Exercise goal: Copy every line in which the string "Tailwind" occurs.

---- Data to process

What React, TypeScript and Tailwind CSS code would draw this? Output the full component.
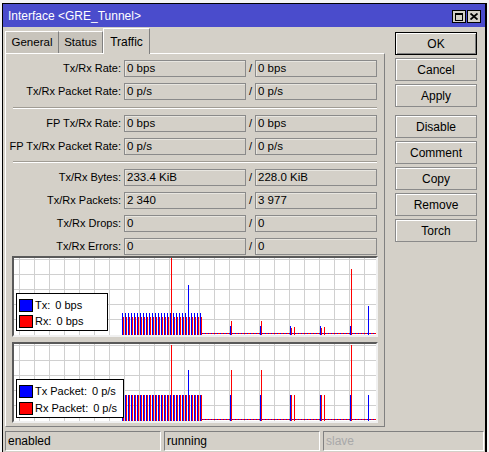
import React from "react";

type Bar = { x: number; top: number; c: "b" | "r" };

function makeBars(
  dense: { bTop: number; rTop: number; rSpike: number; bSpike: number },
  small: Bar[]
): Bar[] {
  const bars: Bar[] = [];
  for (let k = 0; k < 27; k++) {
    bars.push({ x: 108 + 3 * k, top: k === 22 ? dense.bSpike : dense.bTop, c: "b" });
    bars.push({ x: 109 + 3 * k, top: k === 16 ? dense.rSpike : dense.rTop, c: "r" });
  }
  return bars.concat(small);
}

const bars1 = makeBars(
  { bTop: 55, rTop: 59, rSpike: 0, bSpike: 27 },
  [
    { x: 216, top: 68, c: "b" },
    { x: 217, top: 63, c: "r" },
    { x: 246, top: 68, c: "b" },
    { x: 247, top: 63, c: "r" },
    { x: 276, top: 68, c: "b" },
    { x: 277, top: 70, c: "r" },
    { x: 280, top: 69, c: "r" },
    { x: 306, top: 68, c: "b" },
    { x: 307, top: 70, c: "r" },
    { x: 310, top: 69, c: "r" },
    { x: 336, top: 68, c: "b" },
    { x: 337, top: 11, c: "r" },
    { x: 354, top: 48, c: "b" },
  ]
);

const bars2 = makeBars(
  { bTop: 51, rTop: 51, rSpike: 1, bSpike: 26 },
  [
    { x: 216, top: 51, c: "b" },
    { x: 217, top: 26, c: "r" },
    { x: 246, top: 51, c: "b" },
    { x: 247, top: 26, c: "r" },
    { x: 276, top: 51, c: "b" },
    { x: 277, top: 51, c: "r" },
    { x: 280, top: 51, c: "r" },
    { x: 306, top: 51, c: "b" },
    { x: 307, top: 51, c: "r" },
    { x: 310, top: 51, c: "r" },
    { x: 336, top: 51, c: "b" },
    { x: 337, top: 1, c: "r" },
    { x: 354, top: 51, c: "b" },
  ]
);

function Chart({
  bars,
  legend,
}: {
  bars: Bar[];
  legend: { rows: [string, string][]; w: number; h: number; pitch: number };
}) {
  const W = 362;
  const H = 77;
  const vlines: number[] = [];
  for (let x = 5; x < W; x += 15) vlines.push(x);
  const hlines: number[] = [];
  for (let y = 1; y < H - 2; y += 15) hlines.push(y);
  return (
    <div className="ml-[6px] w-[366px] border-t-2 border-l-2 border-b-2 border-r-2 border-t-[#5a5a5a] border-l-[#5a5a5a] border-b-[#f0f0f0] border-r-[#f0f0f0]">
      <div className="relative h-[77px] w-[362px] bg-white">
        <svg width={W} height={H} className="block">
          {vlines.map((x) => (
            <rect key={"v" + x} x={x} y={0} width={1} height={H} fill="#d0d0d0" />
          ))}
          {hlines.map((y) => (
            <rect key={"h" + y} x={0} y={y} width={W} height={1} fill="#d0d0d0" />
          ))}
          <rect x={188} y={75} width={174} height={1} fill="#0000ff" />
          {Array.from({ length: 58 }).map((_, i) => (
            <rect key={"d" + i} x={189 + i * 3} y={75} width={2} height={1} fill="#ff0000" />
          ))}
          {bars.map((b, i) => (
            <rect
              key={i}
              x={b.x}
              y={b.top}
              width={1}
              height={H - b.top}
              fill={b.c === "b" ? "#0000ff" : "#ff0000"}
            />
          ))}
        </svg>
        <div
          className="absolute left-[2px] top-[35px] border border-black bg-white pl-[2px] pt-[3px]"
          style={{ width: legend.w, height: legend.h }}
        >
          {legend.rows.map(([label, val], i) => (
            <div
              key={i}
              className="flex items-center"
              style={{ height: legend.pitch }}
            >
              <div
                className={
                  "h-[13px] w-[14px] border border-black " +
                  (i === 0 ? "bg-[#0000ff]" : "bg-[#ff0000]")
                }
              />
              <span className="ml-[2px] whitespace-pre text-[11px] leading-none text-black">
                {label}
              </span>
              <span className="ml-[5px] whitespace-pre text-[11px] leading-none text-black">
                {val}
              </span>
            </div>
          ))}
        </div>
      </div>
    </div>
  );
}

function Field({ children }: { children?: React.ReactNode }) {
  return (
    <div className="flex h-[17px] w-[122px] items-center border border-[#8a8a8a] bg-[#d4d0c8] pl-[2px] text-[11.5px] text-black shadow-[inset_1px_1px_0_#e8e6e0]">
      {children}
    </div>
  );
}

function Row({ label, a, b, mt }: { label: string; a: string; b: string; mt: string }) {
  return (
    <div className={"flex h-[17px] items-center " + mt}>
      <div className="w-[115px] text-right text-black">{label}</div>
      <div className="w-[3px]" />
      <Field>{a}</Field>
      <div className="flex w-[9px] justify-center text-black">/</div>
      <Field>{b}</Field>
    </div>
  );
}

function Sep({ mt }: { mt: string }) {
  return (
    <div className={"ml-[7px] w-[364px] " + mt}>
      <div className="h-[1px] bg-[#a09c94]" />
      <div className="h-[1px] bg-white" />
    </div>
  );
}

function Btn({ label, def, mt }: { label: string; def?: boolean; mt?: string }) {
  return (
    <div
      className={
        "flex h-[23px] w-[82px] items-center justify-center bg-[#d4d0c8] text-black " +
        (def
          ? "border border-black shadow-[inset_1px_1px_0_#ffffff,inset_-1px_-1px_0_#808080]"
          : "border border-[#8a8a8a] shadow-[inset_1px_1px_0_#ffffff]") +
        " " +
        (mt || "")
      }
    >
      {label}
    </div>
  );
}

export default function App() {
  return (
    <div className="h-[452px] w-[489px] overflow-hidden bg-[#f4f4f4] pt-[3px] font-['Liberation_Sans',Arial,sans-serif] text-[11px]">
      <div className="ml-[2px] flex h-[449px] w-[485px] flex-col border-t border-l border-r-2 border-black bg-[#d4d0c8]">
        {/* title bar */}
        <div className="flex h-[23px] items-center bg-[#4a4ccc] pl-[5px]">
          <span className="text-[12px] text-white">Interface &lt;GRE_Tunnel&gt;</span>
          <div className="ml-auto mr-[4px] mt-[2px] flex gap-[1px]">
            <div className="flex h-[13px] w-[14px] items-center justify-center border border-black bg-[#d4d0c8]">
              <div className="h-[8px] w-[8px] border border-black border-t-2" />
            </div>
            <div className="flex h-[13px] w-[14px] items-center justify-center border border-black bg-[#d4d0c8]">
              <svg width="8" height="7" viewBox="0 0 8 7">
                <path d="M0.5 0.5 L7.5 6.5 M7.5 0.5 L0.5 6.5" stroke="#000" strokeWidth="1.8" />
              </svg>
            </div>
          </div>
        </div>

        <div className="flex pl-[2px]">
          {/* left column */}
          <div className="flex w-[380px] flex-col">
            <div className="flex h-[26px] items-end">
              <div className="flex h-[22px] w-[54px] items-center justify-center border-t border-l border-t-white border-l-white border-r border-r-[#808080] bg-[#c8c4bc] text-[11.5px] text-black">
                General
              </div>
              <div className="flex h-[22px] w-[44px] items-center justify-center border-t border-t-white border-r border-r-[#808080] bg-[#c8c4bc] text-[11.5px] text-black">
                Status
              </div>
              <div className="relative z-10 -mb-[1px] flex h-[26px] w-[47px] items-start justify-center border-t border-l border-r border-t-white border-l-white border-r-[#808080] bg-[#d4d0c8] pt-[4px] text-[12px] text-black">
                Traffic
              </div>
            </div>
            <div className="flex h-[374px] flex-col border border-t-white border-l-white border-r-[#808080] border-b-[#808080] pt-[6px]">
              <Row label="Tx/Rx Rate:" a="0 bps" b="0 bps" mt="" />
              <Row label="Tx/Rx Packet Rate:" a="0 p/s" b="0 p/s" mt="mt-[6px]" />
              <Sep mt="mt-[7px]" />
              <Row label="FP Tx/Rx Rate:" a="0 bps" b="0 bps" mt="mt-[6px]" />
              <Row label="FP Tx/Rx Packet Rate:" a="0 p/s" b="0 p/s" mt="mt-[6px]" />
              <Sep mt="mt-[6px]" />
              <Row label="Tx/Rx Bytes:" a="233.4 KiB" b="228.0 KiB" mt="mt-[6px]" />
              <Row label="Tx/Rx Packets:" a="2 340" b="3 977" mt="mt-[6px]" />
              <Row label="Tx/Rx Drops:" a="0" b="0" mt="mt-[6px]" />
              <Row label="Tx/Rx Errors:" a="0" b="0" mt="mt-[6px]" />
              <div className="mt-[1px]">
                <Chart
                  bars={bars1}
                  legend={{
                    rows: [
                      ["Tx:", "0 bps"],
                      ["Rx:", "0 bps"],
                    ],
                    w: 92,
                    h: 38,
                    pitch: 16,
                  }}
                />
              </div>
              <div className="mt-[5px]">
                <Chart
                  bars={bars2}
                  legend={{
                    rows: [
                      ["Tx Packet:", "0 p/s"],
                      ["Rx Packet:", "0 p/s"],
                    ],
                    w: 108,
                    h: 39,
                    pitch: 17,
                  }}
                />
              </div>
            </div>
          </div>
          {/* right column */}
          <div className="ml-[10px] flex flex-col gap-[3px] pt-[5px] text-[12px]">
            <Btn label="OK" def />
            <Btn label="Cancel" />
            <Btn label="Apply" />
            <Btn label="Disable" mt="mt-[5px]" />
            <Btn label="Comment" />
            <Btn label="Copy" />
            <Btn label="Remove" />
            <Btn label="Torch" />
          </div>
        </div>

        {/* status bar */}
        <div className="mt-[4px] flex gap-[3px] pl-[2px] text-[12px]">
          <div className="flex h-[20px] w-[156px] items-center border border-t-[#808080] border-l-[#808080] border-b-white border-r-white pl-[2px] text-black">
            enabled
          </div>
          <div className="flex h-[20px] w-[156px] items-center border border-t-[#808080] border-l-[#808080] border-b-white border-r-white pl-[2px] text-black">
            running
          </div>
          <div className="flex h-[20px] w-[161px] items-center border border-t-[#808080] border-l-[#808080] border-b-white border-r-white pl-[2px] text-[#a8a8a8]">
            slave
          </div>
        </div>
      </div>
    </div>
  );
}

--------
---- Data to process

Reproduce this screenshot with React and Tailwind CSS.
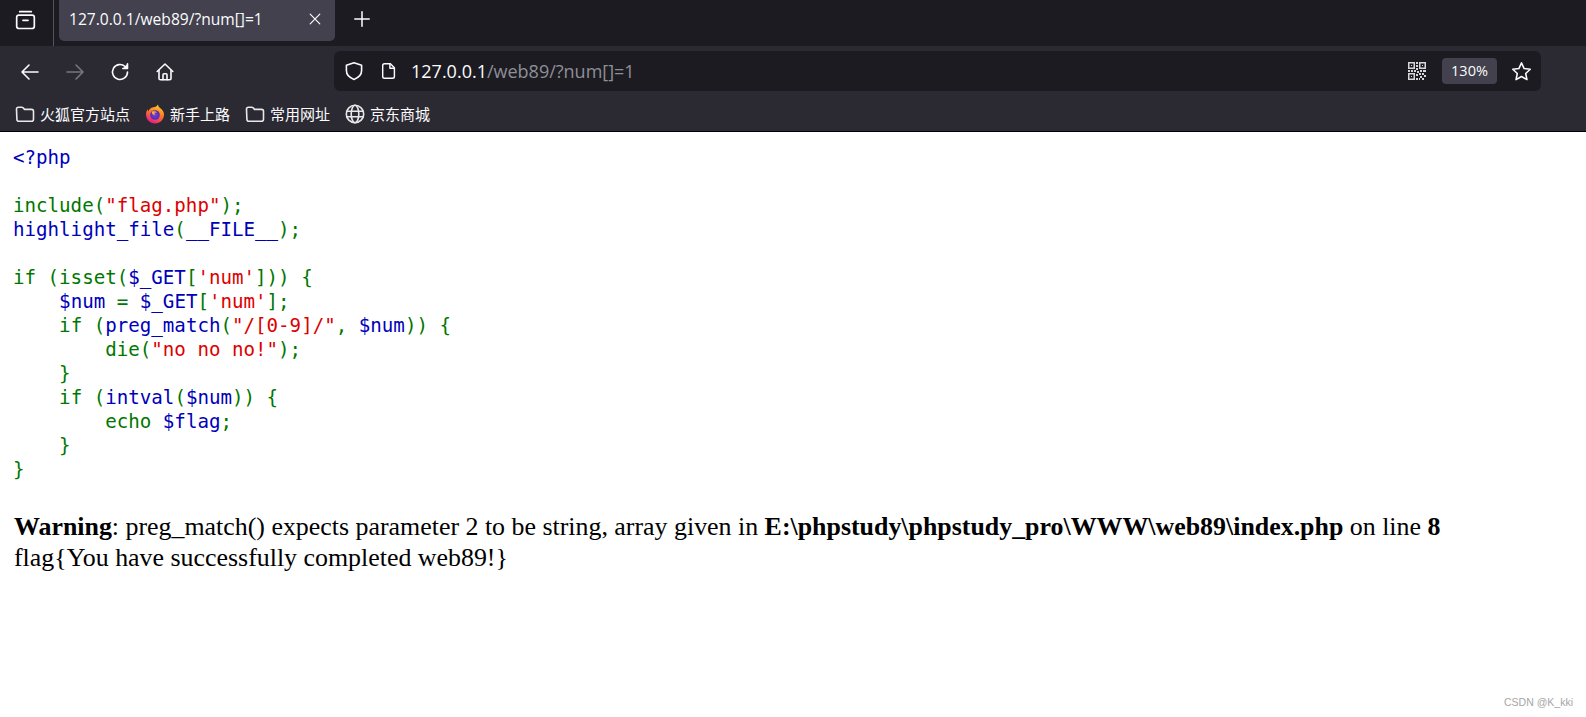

--------

Worked answer:
What React, TypeScript and Tailwind CSS code would draw this? Output the full component.
Reproduce this screenshot with React and Tailwind CSS.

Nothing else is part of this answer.